Task brief:
Quote every line as written. Omit pictures.

########

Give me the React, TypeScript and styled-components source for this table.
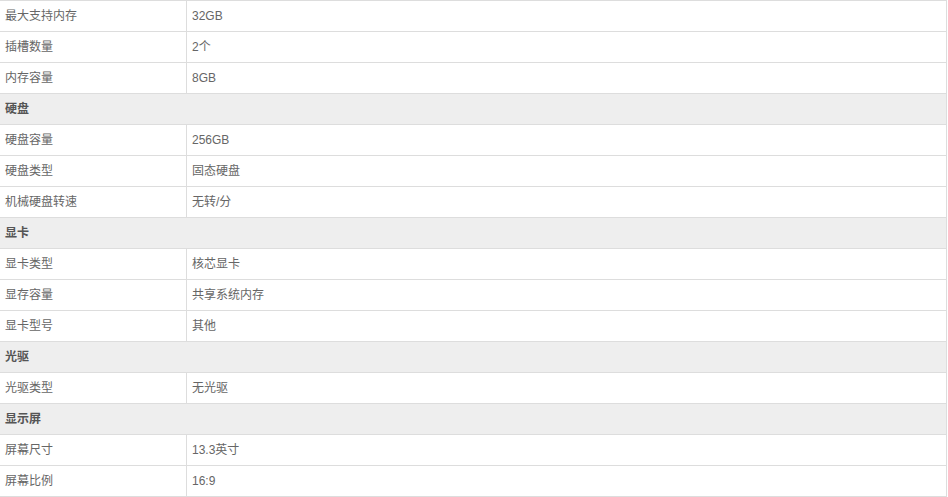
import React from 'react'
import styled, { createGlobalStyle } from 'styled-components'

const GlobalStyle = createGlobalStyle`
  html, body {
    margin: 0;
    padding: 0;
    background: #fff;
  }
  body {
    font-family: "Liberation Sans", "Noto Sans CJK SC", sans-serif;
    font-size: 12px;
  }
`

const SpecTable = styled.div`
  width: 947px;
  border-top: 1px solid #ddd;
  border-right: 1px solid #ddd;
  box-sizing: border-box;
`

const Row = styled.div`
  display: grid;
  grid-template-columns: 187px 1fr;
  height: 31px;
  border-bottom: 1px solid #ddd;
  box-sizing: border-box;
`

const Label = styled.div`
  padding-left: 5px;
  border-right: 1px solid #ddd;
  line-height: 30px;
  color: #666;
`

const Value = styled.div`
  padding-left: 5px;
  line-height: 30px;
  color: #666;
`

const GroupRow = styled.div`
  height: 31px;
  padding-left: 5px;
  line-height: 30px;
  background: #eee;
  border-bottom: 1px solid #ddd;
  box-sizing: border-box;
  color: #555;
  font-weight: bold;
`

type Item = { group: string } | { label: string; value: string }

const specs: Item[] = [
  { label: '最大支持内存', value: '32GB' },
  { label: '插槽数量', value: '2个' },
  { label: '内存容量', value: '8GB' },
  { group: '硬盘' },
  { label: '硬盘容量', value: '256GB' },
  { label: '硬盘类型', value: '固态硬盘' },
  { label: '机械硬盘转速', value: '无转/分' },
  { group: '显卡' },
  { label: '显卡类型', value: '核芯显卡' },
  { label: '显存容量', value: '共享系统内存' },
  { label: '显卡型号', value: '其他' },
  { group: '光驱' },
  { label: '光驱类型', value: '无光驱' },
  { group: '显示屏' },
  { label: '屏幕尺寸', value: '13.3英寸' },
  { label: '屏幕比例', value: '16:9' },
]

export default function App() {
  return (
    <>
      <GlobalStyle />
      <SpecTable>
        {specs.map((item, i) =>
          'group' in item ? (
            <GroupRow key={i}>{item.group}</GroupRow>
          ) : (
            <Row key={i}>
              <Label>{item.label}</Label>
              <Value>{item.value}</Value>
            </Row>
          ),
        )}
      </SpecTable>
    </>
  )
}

########

Answer:
Give me the React, TypeScript and styled-components source for this table.
import React from 'react'
import styled, { createGlobalStyle } from 'styled-components'

const GlobalStyle = createGlobalStyle`
  html, body {
    margin: 0;
    padding: 0;
    background: #fff;
  }
  body {
    font-family: "Liberation Sans", "Noto Sans CJK SC", sans-serif;
    font-size: 12px;
  }
`

const SpecTable = styled.div`
  width: 947px;
  border-top: 1px solid #ddd;
  border-right: 1px solid #ddd;
  box-sizing: border-box;
`

const Row = styled.div`
  display: grid;
  grid-template-columns: 187px 1fr;
  height: 31px;
  border-bottom: 1px solid #ddd;
  box-sizing: border-box;
`

const Label = styled.div`
  padding-left: 5px;
  border-right: 1px solid #ddd;
  line-height: 30px;
  color: #666;
`

const Value = styled.div`
  padding-left: 5px;
  line-height: 30px;
  color: #666;
`

const GroupRow = styled.div`
  height: 31px;
  padding-left: 5px;
  line-height: 30px;
  background: #eee;
  border-bottom: 1px solid #ddd;
  box-sizing: border-box;
  color: #555;
  font-weight: bold;
`

type Item = { group: string } | { label: string; value: string }

const specs: Item[] = [
  { label: '最大支持内存', value: '32GB' },
  { label: '插槽数量', value: '2个' },
  { label: '内存容量', value: '8GB' },
  { group: '硬盘' },
  { label: '硬盘容量', value: '256GB' },
  { label: '硬盘类型', value: '固态硬盘' },
  { label: '机械硬盘转速', value: '无转/分' },
  { group: '显卡' },
  { label: '显卡类型', value: '核芯显卡' },
  { label: '显存容量', value: '共享系统内存' },
  { label: '显卡型号', value: '其他' },
  { group: '光驱' },
  { label: '光驱类型', value: '无光驱' },
  { group: '显示屏' },
  { label: '屏幕尺寸', value: '13.3英寸' },
  { label: '屏幕比例', value: '16:9' },
]

export default function App() {
  return (
    <>
      <GlobalStyle />
      <SpecTable>
        {specs.map((item, i) =>
          'group' in item ? (
            <GroupRow key={i}>{item.group}</GroupRow>
          ) : (
            <Row key={i}>
              <Label>{item.label}</Label>
              <Value>{item.value}</Value>
            </Row>
          ),
        )}
      </SpecTable>
    </>
  )
}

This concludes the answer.